Before you actually do it, you may wonder why moving house is up high on the stress scale, near divorce. Afterwards, you'll wonder why it's not even higher.
Part of that stress is to do with leaving one era of your life behind and going on, and the rest to do with the physical and emotional wear-and-tear involved in packing up your possessions, jettisoning accumulated junk, sorting out gas, phone, electricity accounts and postal addresses, hiring and supervising removal firms - and then doing everything in reverse order in your new destination. While moving house is certainly stressful for mum and dad, it can be very stressful for children too.
Depending on the age of the child, there are different factors involved. If you say you are moving house to older children, they understand some of the implications involved. A small child, however, has no idea.
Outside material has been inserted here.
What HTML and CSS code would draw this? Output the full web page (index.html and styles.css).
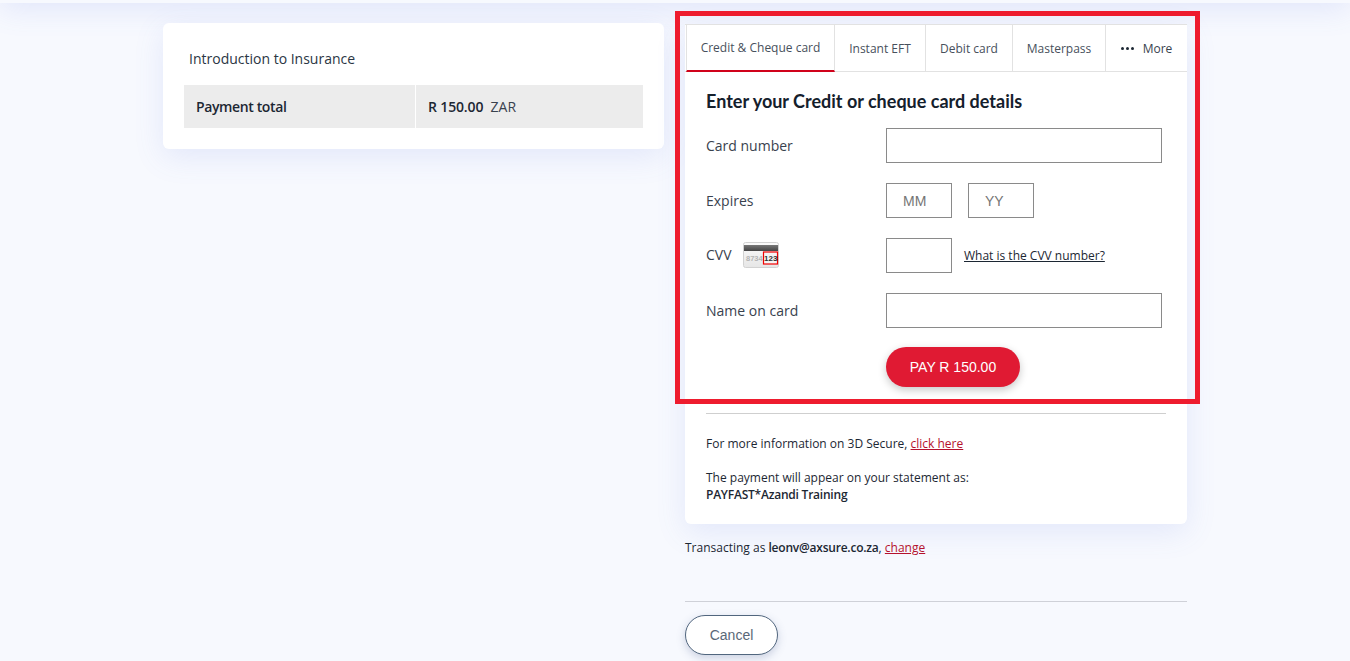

My nearly-four-year-old asked how we were going to get the new house back to where we lived - would it go in a big plastic bag or on the back of a truck? With children up to around five years of age, it is worth stating the absolute obvious. If you say you're buying a new house, they may, like mine, imagine you going to a shop and hauling the new abode back - after all, this is how you purchase everything else. They won't necessarily assume it will be in a different location.
Or, for that matter, that it is second-hand and that someone else lives in it now.
You need to say that you are going to sell the house you live in and that it will then belong to the people who buy it and that you won't be going back to it, though you may visit friends and neighbours nearby. You need to explain differences in childcare arrangements, schools, preschools etc, so they know exactly where they stand. Also, while you may see old neighbours and friends less often, you need to explain that Granny and his cousins won't necessarily get the same short shrift and you'll see them on an ongoing basis. All this sounds obvious to you, but is not necessarily logical to your child.
A little child needs to know what will be left behind and what will be brought, such as toys, clothes and things that are important to him. If you are doing the inevitable cleanout, be wary of throwing away his old toys.
When you are finally packing up and moving out, one mother who has moved several times suggests having the children minded. "Not only do small children get in the way, but - while some find it exciting - some get upset at everything disappearing. Then, though, they will be relieved and intrigued to find the same furniture and household effects looking familiar in the new house."
Childcare expert Penelope Leach says it is a good idea to let children "help" you pack their toys, clothes and books the day before the move and let them travel together. "When you go to the strange new place, concentrate on building a replica nest - including a play corner - and try to save enough time and energy to put yourself into the context he expects by cooking an ordinary supper and making him clean his teeth."
WHILE YOU may redecorate your new house completely, consider bringing the curtains from their old room and leaving them up for the first few months.
Older children, too, may be surprisingly attached to your house. If you think back to your own childhood, the house and surroundings probably made up a big part of your world - so be careful not to dismiss any concerns they may have.
The big thing with older children, of course, is friends and leaving them behind, as well as the difficulty of making new ones. "We moved from Dublin to a large provincial town, so my four children moved not only house, but school and county. At the time I thought only the three-year-old was affected, she was quite upset, but I've since discovered that my young teenage son cried - to himself - for the whole first year," says one mother.
"And he never told me! He had gone to a private school and he had to adjust to the local one - he had to lose his `posh' accent fast. And he and his big sister had to get to know their way around the town, make friends in school, establish themselves on sports teams - and try not worry us parents!
"In retrospect. it was tough for them. My husband was under pressure in his new job. I had my arms full with the baby and an unsettled three-year-old, trying to find my own way round, and making a home for us all.
"My eldest daughter and I relied on one another and did a lot of things together. She took a while to get going socially, until eventually I dumped her in a situation where she had to ask another girl out, and they've been firm friends ever since. But it was quite hard for all of them."
Teenagers, particularly, seem to validate themselves through their friends, so if they move somewhere new and are without their friends it can be very difficult at first.
"It's very important to keep up links, by phone or e-mail if it's too far to arrange visits, until a new social circle has been well established," says another experienced mover.
"Those friendships are very important. As parents we have to try to be understanding and supportive and never make light of what they're going through. You can't make friends for them, but chatting to them, being there for them, helps them settle in."